Quick Look: The 16th president of the United States didn’t say much about food in his writings. But, through old cookbooks, period papers and family documents, Rae Katherine Eighmey peers back in time and into his kitchen, adapting 55 vintage recipes for the modern cook in “Abraham Lincoln in the Kitchen: A Culinary View of Lincoln’s Life and Times,” published this month – just in time for his birthday (Abraham Lincoln was born Feb. 12, 1809).

What’s Inside: Part biography, part cookbook and part food memoir, this manuscript brings to life the cuisine of the well-to-do from 1820 through 1865. The author shares anecdotes about tracking down and attempting original recipes as well as updating them for today’s kitchens as though she’s discussing them with an old friend.

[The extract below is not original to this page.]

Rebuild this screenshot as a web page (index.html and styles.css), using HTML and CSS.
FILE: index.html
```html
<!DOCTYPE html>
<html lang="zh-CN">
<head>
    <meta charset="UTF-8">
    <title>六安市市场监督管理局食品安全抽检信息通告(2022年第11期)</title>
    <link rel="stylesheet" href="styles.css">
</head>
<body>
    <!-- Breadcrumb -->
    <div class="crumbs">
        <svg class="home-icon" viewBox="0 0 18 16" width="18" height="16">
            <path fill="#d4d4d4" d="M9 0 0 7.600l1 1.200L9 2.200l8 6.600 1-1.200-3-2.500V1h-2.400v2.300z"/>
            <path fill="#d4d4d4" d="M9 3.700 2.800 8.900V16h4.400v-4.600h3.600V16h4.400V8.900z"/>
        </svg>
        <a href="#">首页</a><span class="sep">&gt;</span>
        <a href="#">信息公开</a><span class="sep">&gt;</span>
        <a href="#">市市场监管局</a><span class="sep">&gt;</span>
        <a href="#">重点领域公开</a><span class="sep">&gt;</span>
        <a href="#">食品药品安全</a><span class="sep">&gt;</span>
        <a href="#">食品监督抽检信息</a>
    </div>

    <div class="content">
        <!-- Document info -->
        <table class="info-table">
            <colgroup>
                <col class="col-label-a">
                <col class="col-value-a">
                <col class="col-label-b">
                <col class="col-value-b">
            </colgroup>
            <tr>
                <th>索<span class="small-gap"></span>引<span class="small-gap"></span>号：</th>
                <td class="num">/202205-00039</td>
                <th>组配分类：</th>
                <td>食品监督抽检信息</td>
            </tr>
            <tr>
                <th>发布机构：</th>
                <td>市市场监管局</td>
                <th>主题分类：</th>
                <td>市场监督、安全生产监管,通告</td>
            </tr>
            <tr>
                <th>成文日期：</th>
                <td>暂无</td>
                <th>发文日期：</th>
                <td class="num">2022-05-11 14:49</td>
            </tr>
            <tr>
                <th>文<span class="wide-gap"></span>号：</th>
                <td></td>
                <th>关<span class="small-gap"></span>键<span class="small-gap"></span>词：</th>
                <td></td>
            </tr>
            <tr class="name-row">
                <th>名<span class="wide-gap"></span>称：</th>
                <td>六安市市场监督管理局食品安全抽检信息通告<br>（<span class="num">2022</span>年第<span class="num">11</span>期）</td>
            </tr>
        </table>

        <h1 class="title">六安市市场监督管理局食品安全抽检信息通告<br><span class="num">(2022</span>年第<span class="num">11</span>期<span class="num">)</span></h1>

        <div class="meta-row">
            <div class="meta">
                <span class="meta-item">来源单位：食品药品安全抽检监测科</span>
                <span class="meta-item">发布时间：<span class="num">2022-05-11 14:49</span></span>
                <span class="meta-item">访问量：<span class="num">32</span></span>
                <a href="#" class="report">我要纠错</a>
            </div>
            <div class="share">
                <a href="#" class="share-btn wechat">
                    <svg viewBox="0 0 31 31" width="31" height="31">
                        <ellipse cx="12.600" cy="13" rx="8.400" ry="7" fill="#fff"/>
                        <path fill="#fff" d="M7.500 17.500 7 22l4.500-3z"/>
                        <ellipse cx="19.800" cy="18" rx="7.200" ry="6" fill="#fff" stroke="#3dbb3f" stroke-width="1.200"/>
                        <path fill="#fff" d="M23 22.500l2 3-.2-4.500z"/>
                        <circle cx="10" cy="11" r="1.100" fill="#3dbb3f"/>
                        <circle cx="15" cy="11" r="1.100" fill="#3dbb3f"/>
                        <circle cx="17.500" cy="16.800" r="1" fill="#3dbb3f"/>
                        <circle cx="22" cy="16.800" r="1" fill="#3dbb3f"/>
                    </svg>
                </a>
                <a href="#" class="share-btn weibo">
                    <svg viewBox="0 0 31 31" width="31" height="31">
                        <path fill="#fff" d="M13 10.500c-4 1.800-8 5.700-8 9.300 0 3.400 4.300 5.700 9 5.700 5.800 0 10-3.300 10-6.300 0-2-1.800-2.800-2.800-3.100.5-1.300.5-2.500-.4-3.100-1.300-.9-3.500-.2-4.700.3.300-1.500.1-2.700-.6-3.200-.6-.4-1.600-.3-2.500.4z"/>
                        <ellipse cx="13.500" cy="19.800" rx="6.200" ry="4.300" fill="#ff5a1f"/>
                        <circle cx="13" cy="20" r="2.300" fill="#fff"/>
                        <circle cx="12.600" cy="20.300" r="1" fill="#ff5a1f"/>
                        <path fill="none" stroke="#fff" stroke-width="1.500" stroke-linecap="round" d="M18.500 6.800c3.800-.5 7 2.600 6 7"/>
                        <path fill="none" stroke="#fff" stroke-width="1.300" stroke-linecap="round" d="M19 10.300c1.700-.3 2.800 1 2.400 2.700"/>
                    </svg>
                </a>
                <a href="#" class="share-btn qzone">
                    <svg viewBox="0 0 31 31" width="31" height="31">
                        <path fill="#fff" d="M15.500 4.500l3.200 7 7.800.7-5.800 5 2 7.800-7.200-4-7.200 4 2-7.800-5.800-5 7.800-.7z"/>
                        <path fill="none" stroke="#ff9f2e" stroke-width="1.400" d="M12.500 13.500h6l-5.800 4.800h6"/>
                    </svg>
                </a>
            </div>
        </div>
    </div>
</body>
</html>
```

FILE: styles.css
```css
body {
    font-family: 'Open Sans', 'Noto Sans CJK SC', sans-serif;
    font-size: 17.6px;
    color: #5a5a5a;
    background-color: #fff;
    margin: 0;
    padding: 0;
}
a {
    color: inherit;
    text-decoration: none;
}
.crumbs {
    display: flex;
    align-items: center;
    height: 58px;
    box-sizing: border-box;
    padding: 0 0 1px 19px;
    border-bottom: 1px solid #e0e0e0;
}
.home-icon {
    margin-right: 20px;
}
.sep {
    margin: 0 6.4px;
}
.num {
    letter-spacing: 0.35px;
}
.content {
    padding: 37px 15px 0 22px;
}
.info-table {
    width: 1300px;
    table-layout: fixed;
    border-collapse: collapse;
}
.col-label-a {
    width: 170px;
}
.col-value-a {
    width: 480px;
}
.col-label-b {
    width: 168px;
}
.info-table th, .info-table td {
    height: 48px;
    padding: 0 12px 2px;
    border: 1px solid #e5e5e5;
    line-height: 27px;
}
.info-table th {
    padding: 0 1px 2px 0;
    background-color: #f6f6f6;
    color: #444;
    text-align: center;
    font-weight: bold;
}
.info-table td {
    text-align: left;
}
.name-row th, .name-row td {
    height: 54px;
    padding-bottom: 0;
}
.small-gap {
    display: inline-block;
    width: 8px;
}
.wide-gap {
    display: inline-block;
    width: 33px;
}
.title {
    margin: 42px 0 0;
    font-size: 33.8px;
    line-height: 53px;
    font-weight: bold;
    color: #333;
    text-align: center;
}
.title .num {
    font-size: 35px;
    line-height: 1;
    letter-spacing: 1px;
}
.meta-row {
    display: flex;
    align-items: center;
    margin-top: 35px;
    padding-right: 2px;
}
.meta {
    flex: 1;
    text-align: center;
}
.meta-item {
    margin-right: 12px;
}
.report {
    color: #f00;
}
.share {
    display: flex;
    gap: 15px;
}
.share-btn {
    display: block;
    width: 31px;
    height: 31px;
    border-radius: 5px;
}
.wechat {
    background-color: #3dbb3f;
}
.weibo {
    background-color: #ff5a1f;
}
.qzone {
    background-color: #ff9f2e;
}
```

Recipes are tucked at the end of each of the 14 chapters, after descriptions, vignettes and musings.

Eighmey discusses Lincoln’s White House as well as his early years, growing up on a farm near the southwest tip of Indiana, and his courtship with Mary Todd Lincoln, including her almond “courting cake,” which the president reportedly called “the best cake I ever ate.” Eighmey also examines the Lincolns’ garbage. Excavations at the family’s Springfield, Ill., home revealed evidence of what they ate: eggs, peaches, beef sirloin, lamb, chicken and turkey, like the 8-pounder which, on Jan. 10, 1859, cost Mary Todd Lincoln 80 cents. Pigs’ feet, often used for extracting gelatin for making fancy molded desserts or pigs-feet jelly or soup, made up nearly half of the pork remnants.

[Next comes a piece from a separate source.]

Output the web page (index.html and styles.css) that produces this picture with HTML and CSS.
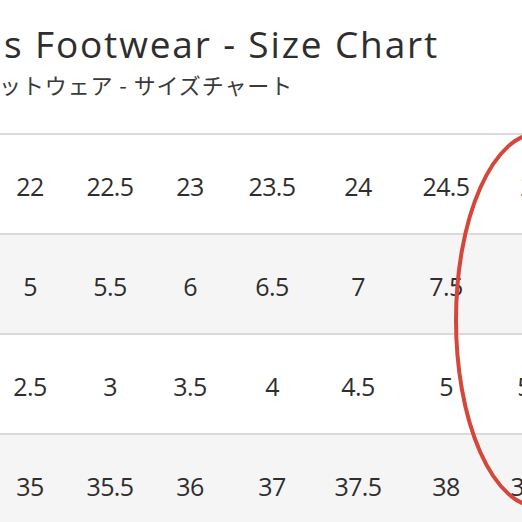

In the acknowledgements, Eighmey writes that the culinary time travel started with a simple question: “What do you think Abraham Lincoln enjoyed eating?” She walks curious cooks through her exploration, offering a seat at the president’s table along with a taste of American history: corn cakes, gingerbread, gooseberry pudding, pumpkin butter, barbecue chicken, biscuits, beef cakes, piccalilli, cucumber catsup, cranberry pie and shortbread cookies – just to name a few.

What’s Not: There are no photographs.

French Almond Cake

The original 1828 recipe calls for both sweet and bitter almonds, which are poisonous and no longer sold. However, pure almond extract is made from these nuts.

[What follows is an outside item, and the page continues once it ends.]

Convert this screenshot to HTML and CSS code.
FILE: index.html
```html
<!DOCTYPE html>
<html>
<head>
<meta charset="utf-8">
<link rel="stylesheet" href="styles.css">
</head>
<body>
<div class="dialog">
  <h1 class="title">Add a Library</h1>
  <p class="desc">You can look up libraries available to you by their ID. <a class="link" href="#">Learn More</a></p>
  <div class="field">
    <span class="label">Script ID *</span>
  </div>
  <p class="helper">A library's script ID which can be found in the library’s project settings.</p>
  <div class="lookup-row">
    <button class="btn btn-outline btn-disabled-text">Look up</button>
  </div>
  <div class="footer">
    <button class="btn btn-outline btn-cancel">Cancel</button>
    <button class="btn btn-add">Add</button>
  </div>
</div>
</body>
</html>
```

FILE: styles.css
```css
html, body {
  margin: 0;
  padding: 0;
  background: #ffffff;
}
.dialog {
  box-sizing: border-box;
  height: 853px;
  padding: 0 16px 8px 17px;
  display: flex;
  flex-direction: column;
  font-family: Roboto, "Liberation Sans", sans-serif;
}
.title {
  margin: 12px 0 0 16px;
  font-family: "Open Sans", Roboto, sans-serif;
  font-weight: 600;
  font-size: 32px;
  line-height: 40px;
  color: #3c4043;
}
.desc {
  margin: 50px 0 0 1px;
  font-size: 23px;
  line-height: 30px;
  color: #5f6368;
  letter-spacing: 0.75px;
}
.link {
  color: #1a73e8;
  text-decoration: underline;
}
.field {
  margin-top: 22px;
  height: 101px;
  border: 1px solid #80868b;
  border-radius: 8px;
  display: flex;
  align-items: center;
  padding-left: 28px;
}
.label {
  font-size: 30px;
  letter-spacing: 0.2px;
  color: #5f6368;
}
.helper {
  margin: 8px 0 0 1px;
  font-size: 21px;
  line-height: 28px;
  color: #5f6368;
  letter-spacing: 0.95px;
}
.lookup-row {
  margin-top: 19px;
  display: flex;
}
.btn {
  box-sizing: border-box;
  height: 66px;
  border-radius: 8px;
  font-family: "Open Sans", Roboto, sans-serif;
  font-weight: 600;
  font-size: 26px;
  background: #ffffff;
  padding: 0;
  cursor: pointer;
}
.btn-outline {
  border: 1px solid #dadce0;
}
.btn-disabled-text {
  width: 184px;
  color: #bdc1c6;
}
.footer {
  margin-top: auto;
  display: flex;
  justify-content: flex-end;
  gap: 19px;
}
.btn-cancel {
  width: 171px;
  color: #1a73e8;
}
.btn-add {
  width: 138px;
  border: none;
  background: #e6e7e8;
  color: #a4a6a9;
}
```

Nearly 200 years ago, making this “courting cake” was a two-day process. Almonds needed to be blanched, peeled and pounded into a powder the day before baking. This adaptation can be ready in an hour or so – just in time for Valentine’s Day.

“It may well be that the delicate texture and light almond flavor with a hint of lemon loosened Lincoln’s tongue enough for him to speak of his deep feelings,” Eighmey writes.

To update the recipe but remain as authentic as possible, Eighmey doesn’t include baking soda, an ingredient that wasn’t commonly called for in cookbooks until the 1870s, some 30 years after Mary Todd and Lincoln’s engagement.

4 large eggs, separated

1/2 cup granulated sugar, pulverized

3/4 teaspoon pure almond extract

1/4 teaspoon pure lemon extract

3 ounces blanched slivered almond, finely crushed or chopped into 1/16-inch pieces

1/4 cup unbleached all-purpose flour, sifted 3 times

Preheat oven to 350 degrees. In a deep, large bowl, beat egg whites until they stand in stiff peaks, then set aside. In a second large bowl, using an electric mixer, beat egg yolks until they are thick and have turned into a light yellow color. This could take as long as 5 minutes. With the mixer running, begin adding the sugar about a tablespoon at a time. Continue beating until the sugar is fully incorporated and the batter is thick. Stir in the almond and lemon extracts and then the almonds. Stir in the flour. With a flexible rubber spatula, fold about one-third of the beaten egg whites into the egg yolk batter to lighten it up. Then gently fold this lightened batter into the remaining egg whites. Pour the batter into an ungreased tube pan. Bake until the cake is firm and lightly browned on top, about 25 to 30 minutes. Invert the pan over a bottle to cool completely before removing the cake from the pan.